Data section ->
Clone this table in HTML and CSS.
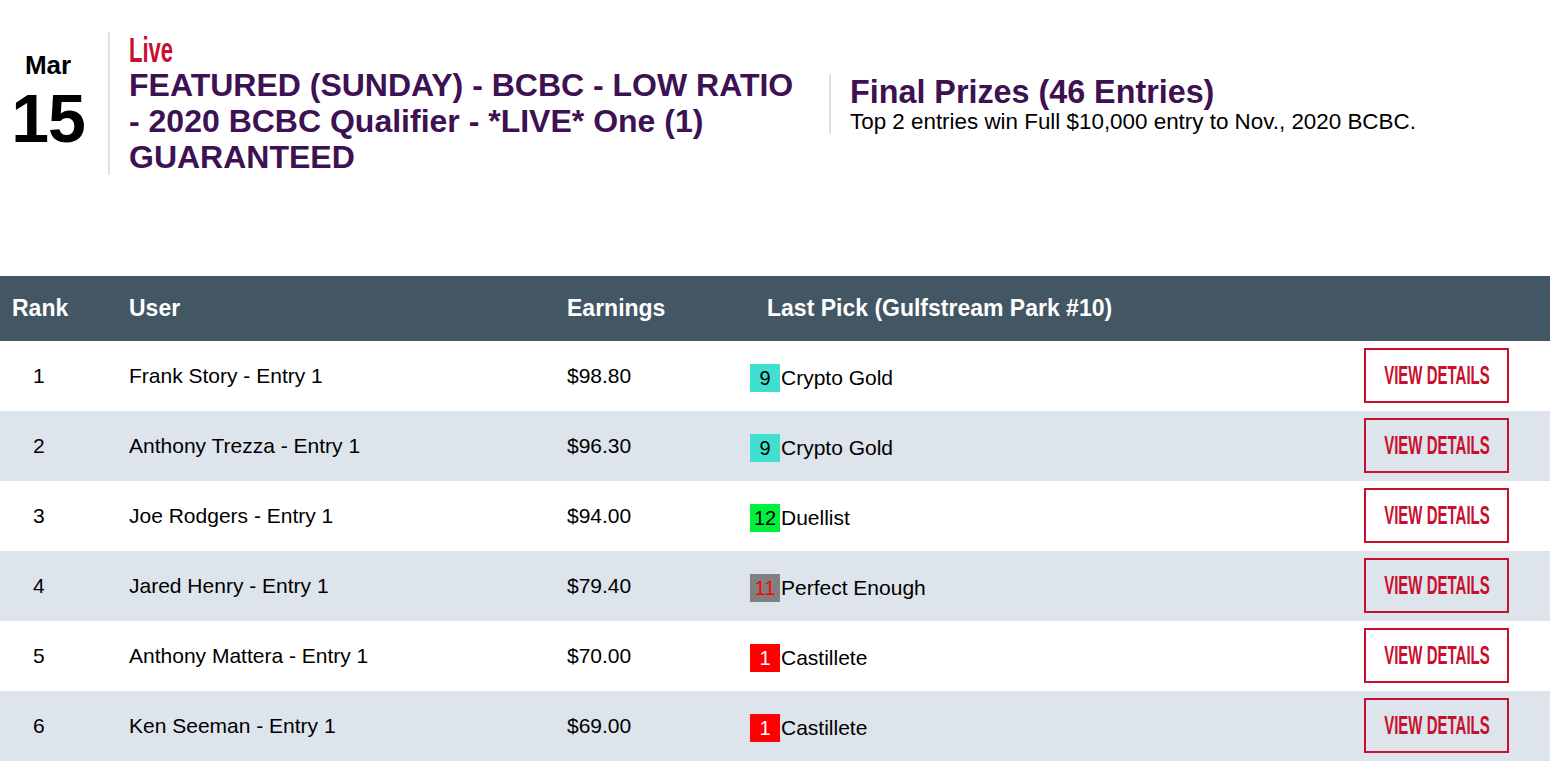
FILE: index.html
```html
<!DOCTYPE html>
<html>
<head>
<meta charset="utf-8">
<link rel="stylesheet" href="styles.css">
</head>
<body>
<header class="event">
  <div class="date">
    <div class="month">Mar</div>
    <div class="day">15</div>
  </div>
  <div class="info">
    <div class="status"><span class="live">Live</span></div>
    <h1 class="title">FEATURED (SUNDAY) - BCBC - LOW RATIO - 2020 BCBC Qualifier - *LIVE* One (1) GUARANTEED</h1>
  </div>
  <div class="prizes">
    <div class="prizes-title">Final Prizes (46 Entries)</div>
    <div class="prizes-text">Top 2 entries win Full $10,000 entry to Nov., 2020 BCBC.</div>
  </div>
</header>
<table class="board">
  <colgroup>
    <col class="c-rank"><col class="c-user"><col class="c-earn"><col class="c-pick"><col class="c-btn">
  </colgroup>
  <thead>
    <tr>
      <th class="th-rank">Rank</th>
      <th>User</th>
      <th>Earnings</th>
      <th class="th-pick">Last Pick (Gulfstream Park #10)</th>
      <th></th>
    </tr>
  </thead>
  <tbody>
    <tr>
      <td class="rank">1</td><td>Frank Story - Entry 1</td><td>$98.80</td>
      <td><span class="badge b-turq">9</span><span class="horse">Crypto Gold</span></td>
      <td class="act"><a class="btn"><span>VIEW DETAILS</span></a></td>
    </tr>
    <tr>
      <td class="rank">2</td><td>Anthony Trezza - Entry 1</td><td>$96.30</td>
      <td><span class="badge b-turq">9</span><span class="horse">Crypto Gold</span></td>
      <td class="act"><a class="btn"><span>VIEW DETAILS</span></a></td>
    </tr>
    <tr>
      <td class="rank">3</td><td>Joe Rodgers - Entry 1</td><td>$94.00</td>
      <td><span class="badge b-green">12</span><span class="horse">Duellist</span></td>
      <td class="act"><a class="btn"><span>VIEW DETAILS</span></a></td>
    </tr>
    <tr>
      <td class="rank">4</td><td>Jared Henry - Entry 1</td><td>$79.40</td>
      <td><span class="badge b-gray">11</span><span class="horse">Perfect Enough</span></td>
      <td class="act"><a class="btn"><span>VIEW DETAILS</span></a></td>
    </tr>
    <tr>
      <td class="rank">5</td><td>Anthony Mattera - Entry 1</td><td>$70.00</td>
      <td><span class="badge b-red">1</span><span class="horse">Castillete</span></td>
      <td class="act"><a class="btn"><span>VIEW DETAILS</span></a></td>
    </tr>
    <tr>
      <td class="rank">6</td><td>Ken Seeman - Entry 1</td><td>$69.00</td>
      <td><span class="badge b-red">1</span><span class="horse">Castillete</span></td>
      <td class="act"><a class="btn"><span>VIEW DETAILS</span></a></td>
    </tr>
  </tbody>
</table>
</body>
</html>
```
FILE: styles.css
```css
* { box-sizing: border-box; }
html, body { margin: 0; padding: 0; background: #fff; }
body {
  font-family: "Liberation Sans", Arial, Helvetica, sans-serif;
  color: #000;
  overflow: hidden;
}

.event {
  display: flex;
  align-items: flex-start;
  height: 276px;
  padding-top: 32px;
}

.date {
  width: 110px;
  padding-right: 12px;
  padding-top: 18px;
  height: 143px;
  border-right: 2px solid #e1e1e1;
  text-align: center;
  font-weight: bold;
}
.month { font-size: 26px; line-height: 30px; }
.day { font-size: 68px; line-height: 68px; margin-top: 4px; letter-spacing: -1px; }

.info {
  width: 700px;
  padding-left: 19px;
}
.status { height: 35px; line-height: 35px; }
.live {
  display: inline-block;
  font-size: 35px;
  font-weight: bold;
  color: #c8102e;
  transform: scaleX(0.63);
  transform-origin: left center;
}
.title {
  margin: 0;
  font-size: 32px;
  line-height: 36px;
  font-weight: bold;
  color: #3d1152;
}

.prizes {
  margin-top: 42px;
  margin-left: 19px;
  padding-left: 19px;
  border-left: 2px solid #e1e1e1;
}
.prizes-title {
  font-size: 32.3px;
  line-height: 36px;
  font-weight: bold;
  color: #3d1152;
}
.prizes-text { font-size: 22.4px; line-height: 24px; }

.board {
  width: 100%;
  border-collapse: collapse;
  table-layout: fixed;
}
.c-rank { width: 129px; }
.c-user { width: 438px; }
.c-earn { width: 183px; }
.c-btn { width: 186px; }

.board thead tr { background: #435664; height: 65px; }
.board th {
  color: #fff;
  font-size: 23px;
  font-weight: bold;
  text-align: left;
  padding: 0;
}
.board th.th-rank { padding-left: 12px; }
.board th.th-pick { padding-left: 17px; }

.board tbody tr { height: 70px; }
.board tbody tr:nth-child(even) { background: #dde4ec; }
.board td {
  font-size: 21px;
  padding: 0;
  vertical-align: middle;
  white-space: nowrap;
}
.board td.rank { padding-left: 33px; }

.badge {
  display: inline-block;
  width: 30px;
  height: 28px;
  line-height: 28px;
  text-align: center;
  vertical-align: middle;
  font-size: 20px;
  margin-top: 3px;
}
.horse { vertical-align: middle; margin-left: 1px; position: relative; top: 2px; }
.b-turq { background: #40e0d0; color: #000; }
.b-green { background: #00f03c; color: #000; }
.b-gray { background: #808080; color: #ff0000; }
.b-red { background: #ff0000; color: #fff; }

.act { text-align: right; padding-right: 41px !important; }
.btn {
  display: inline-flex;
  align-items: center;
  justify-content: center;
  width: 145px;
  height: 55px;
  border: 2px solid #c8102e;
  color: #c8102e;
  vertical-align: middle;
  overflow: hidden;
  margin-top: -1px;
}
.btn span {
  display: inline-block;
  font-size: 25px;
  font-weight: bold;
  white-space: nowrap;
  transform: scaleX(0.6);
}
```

Task to complete -> Give all the lines above again, character for character, without pictures.

Exercise result ->
Clone this table in HTML and CSS.
FILE: index.html
```html
<!DOCTYPE html>
<html>
<head>
<meta charset="utf-8">
<link rel="stylesheet" href="styles.css">
</head>
<body>
<header class="event">
  <div class="date">
    <div class="month">Mar</div>
    <div class="day">15</div>
  </div>
  <div class="info">
    <div class="status"><span class="live">Live</span></div>
    <h1 class="title">FEATURED (SUNDAY) - BCBC - LOW RATIO - 2020 BCBC Qualifier - *LIVE* One (1) GUARANTEED</h1>
  </div>
  <div class="prizes">
    <div class="prizes-title">Final Prizes (46 Entries)</div>
    <div class="prizes-text">Top 2 entries win Full $10,000 entry to Nov., 2020 BCBC.</div>
  </div>
</header>
<table class="board">
  <colgroup>
    <col class="c-rank"><col class="c-user"><col class="c-earn"><col class="c-pick"><col class="c-btn">
  </colgroup>
  <thead>
    <tr>
      <th class="th-rank">Rank</th>
      <th>User</th>
      <th>Earnings</th>
      <th class="th-pick">Last Pick (Gulfstream Park #10)</th>
      <th></th>
    </tr>
  </thead>
  <tbody>
    <tr>
      <td class="rank">1</td><td>Frank Story - Entry 1</td><td>$98.80</td>
      <td><span class="badge b-turq">9</span><span class="horse">Crypto Gold</span></td>
      <td class="act"><a class="btn"><span>VIEW DETAILS</span></a></td>
    </tr>
    <tr>
      <td class="rank">2</td><td>Anthony Trezza - Entry 1</td><td>$96.30</td>
      <td><span class="badge b-turq">9</span><span class="horse">Crypto Gold</span></td>
      <td class="act"><a class="btn"><span>VIEW DETAILS</span></a></td>
    </tr>
    <tr>
      <td class="rank">3</td><td>Joe Rodgers - Entry 1</td><td>$94.00</td>
      <td><span class="badge b-green">12</span><span class="horse">Duellist</span></td>
      <td class="act"><a class="btn"><span>VIEW DETAILS</span></a></td>
    </tr>
    <tr>
      <td class="rank">4</td><td>Jared Henry - Entry 1</td><td>$79.40</td>
      <td><span class="badge b-gray">11</span><span class="horse">Perfect Enough</span></td>
      <td class="act"><a class="btn"><span>VIEW DETAILS</span></a></td>
    </tr>
    <tr>
      <td class="rank">5</td><td>Anthony Mattera - Entry 1</td><td>$70.00</td>
      <td><span class="badge b-red">1</span><span class="horse">Castillete</span></td>
      <td class="act"><a class="btn"><span>VIEW DETAILS</span></a></td>
    </tr>
    <tr>
      <td class="rank">6</td><td>Ken Seeman - Entry 1</td><td>$69.00</td>
      <td><span class="badge b-red">1</span><span class="horse">Castillete</span></td>
      <td class="act"><a class="btn"><span>VIEW DETAILS</span></a></td>
    </tr>
  </tbody>
</table>
</body>
</html>
```
FILE: styles.css
```css
* { box-sizing: border-box; }
html, body { margin: 0; padding: 0; background: #fff; }
body {
  font-family: "Liberation Sans", Arial, Helvetica, sans-serif;
  color: #000;
  overflow: hidden;
}

.event {
  display: flex;
  align-items: flex-start;
  height: 276px;
  padding-top: 32px;
}

.date {
  width: 110px;
  padding-right: 12px;
  padding-top: 18px;
  height: 143px;
  border-right: 2px solid #e1e1e1;
  text-align: center;
  font-weight: bold;
}
.month { font-size: 26px; line-height: 30px; }
.day { font-size: 68px; line-height: 68px; margin-top: 4px; letter-spacing: -1px; }

.info {
  width: 700px;
  padding-left: 19px;
}
.status { height: 35px; line-height: 35px; }
.live {
  display: inline-block;
  font-size: 35px;
  font-weight: bold;
  color: #c8102e;
  transform: scaleX(0.63);
  transform-origin: left center;
}
.title {
  margin: 0;
  font-size: 32px;
  line-height: 36px;
  font-weight: bold;
  color: #3d1152;
}

.prizes {
  margin-top: 42px;
  margin-left: 19px;
  padding-left: 19px;
  border-left: 2px solid #e1e1e1;
}
.prizes-title {
  font-size: 32.3px;
  line-height: 36px;
  font-weight: bold;
  color: #3d1152;
}
.prizes-text { font-size: 22.4px; line-height: 24px; }

.board {
  width: 100%;
  border-collapse: collapse;
  table-layout: fixed;
}
.c-rank { width: 129px; }
.c-user { width: 438px; }
.c-earn { width: 183px; }
.c-btn { width: 186px; }

.board thead tr { background: #435664; height: 65px; }
.board th {
  color: #fff;
  font-size: 23px;
  font-weight: bold;
  text-align: left;
  padding: 0;
}
.board th.th-rank { padding-left: 12px; }
.board th.th-pick { padding-left: 17px; }

.board tbody tr { height: 70px; }
.board tbody tr:nth-child(even) { background: #dde4ec; }
.board td {
  font-size: 21px;
  padding: 0;
  vertical-align: middle;
  white-space: nowrap;
}
.board td.rank { padding-left: 33px; }

.badge {
  display: inline-block;
  width: 30px;
  height: 28px;
  line-height: 28px;
  text-align: center;
  vertical-align: middle;
  font-size: 20px;
  margin-top: 3px;
}
.horse { vertical-align: middle; margin-left: 1px; position: relative; top: 2px; }
.b-turq { background: #40e0d0; color: #000; }
.b-green { background: #00f03c; color: #000; }
.b-gray { background: #808080; color: #ff0000; }
.b-red { background: #ff0000; color: #fff; }

.act { text-align: right; padding-right: 41px !important; }
.btn {
  display: inline-flex;
  align-items: center;
  justify-content: center;
  width: 145px;
  height: 55px;
  border: 2px solid #c8102e;
  color: #c8102e;
  vertical-align: middle;
  overflow: hidden;
  margin-top: -1px;
}
.btn span {
  display: inline-block;
  font-size: 25px;
  font-weight: bold;
  white-space: nowrap;
  transform: scaleX(0.6);
}
```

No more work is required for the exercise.